Wide characters support in D
Nick Sabalausky
a at a.a
Tue Jun 8 10:39:29 PDT 2010
"Andrei Alexandrescu" <SeeWebsiteForEmail at erdani.org> wrote in message
news:hul65q$o98$1 at digitalmars.com...
> On 06/08/2010 03:12 AM, Nick Sabalausky wrote:
>> "Nick Sabalausky"<a at a.a> wrote in message
>> news:huktq1$8tr$1 at digitalmars.com...
>>> "Ruslan Nikolaev"<nruslan_devel at yahoo.com> wrote in message
>>> news:mailman.128.1275979841.24349.digitalmars-d at puremagic.com...

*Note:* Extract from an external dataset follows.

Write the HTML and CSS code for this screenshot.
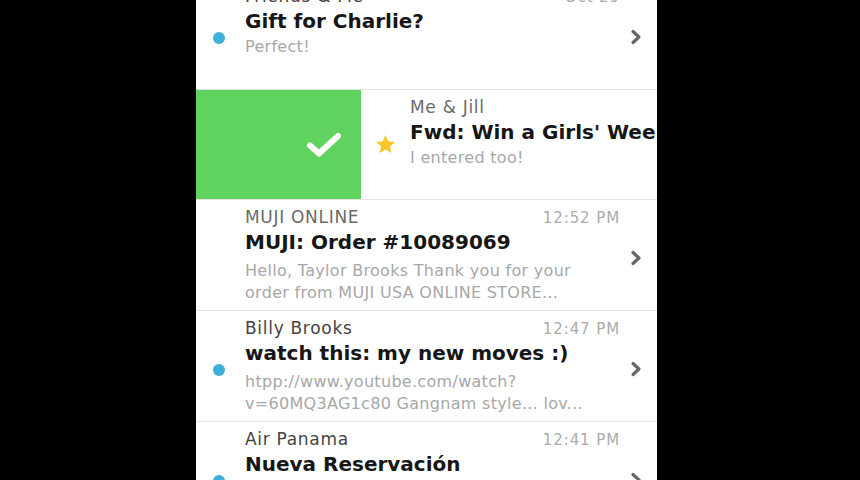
FILE: index.html
```html
<!DOCTYPE html>
<html lang="en">
<head>
<meta charset="utf-8">
<title>Inbox</title>
<link rel="stylesheet" href="styles.css">
</head>
<body>
<div class="screen">
  <div class="list">
    <div class="row">
      <div class="mark"><span class="dot"></span></div>
      <div class="body">
        <div class="head"><span class="sender unread">Friends &amp; Me</span><span class="time">Oct 29</span></div>
        <div class="subject">Gift for Charlie?</div>
        <div class="preview short">Perfect!</div>
      </div>
      <div class="nav"><svg class="chev" viewBox="0 0 12 16"><path d="M3 2.5 L9 8 L3 13.5"/></svg></div>
    </div>

    <div class="row swiped">
      <div class="action"><svg class="check" viewBox="0 0 36 26"><path d="M4 13.5 L13 21.5 L32 4"/></svg></div>
      <div class="content">
        <div class="mark"><svg class="star" viewBox="0 0 24 24"><path d="M12 2.2 L14.9 8.6 L21.9 9.3 L16.6 14 L18.2 20.9 L12 17.3 L5.8 20.9 L7.4 14 L2.1 9.3 L9.1 8.6 Z"/></svg></div>
        <div class="body">
          <div class="head"><span class="sender">Me &amp; Jill</span></div>
          <div class="subject">Fwd: Win a Girls' Weekend</div>
          <div class="preview short">I entered too!</div>
        </div>
      </div>
    </div>

    <div class="row">
      <div class="mark"></div>
      <div class="body">
        <div class="head"><span class="sender">MUJI ONLINE</span><span class="time">12:52 PM</span></div>
        <div class="subject">MUJI: Order #10089069</div>
        <div class="preview">Hello, Taylor Brooks Thank you for your<br>order from MUJI USA ONLINE STORE...</div>
      </div>
      <div class="nav"><svg class="chev" viewBox="0 0 12 16"><path d="M3 2.5 L9 8 L3 13.5"/></svg></div>
    </div>

    <div class="row">
      <div class="mark"><span class="dot"></span></div>
      <div class="body">
        <div class="head"><span class="sender unread">Billy Brooks</span><span class="time">12:47 PM</span></div>
        <div class="subject">watch this: my new moves :)</div>
        <div class="preview">htpp://www.youtube.com/watch?<br>v=60MQ3AG1c80 Gangnam style... lov...</div>
      </div>
      <div class="nav"><svg class="chev" viewBox="0 0 12 16"><path d="M3 2.5 L9 8 L3 13.5"/></svg></div>
    </div>

    <div class="row">
      <div class="mark"><span class="dot"></span></div>
      <div class="body">
        <div class="head"><span class="sender unread">Air Panama</span><span class="time">12:41 PM</span></div>
        <div class="subject">Nueva Reservación</div>
        <div class="preview">Estimado cliente, su reservación ha sido<br>confirmada...</div>
      </div>
      <div class="nav"><svg class="chev" viewBox="0 0 12 16"><path d="M3 2.5 L9 8 L3 13.5"/></svg></div>
    </div>
  </div>
</div>
</body>
</html>
```

FILE: styles.css
```css
html, body {
  margin: 0;
  padding: 0;
  background: #000;
  height: 100%;
  overflow: hidden;
}

.screen {
  margin-left: 196px;
  width: 461px;
  height: 480px;
  background: #fff;
  overflow: hidden;
  font-family: "DejaVu Sans", "Liberation Sans", sans-serif;
}

.list {
  margin-top: -21px;
}

.row {
  display: flex;
  height: 110px;
  border-bottom: 1px solid #e3e3e3;
  background: #fff;
  overflow: hidden;
}

.mark {
  width: 46px;
  flex-shrink: 0;
  display: flex;
  align-items: center;
  justify-content: center;
}

.dot {
  width: 12px;
  height: 12px;
  border-radius: 50%;
  background: #3db0da;
  margin-top: 8px;
}

.star {
  width: 23px;
  height: 23px;
  fill: #f8c52a;
  margin-left: 2px;
}

.body {
  flex: 1;
  min-width: 0;
  padding-left: 3px;
  padding-top: 6px;
}

.head {
  display: flex;
  justify-content: space-between;
  align-items: baseline;
  height: 22px;
}

.sender {
  font-size: 17px;
  line-height: 22px;
  letter-spacing: 0.7px;
  color: #6a6a6a;
  white-space: nowrap;
}

.sender.unread {
  color: #444;
}

.time {
  font-size: 15px;
  line-height: 22px;
  letter-spacing: 0.9px;
  color: #ababab;
  white-space: nowrap;
}

.subject {
  font-size: 20px;
  line-height: 28px;
  font-weight: bold;
  color: #161616;
  white-space: nowrap;
}

.preview {
  margin-top: 4px;
  font-size: 16px;
  line-height: 22px;
  letter-spacing: 0.3px;
  color: #a8a8a8;
  white-space: nowrap;
}

.preview.short {
  margin-top: 1px;
}

.nav {
  width: 37px;
  flex-shrink: 0;
  display: flex;
  align-items: center;
  padding-left: 10px;
  box-sizing: border-box;
}

.chev {
  width: 12px;
  height: 16px;
  margin-top: 5px;
  fill: none;
  stroke: #666;
  stroke-width: 3.2;
  stroke-linecap: round;
  stroke-linejoin: round;
}

.swiped {
  height: 109px;
}

.action {
  width: 165px;
  flex-shrink: 0;
  background: #5fd35e;
  display: flex;
  align-items: center;
  justify-content: flex-end;
  padding-right: 19px;
  box-sizing: border-box;
}

.check {
  width: 36px;
  height: 26px;
  fill: none;
  stroke: #fff;
  stroke-width: 6;
  stroke-linecap: round;
  stroke-linejoin: round;
}

.content {
  display: flex;
  width: 461px;
  flex-shrink: 0;
}
```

>>>> In addition, C# has been released already when UTF-16 became variable
>>>> length.
>>>
>>> Right, like I said, C#/.NET use UTF-16 because that's what MS had
>>> already
>>> standardized on.
>>>
>>
>> s/UTF-16/16-bit/ It's getting late and I'm starting to mix
>> terminology...
>
> s/16-bit/UCS-2/
>
> The story is that Windows standardized on UCS-2, which is the uniform
> 16-bit-per-character encoding that predates UTF-16. When UCS-2 turned out
> to be insufficient, it was extended to the variable-length UTF-16. As has
> been discussed, that has been quite unpleasant because a lot of code out
> there handles strings as if they were UCS-2.
>
Ok, that's what I had thought, but then I started second-guessing, so I
figured "s/UTF-16/16-bit/" was a safer claim than "s/UTF-16/UCS-2/".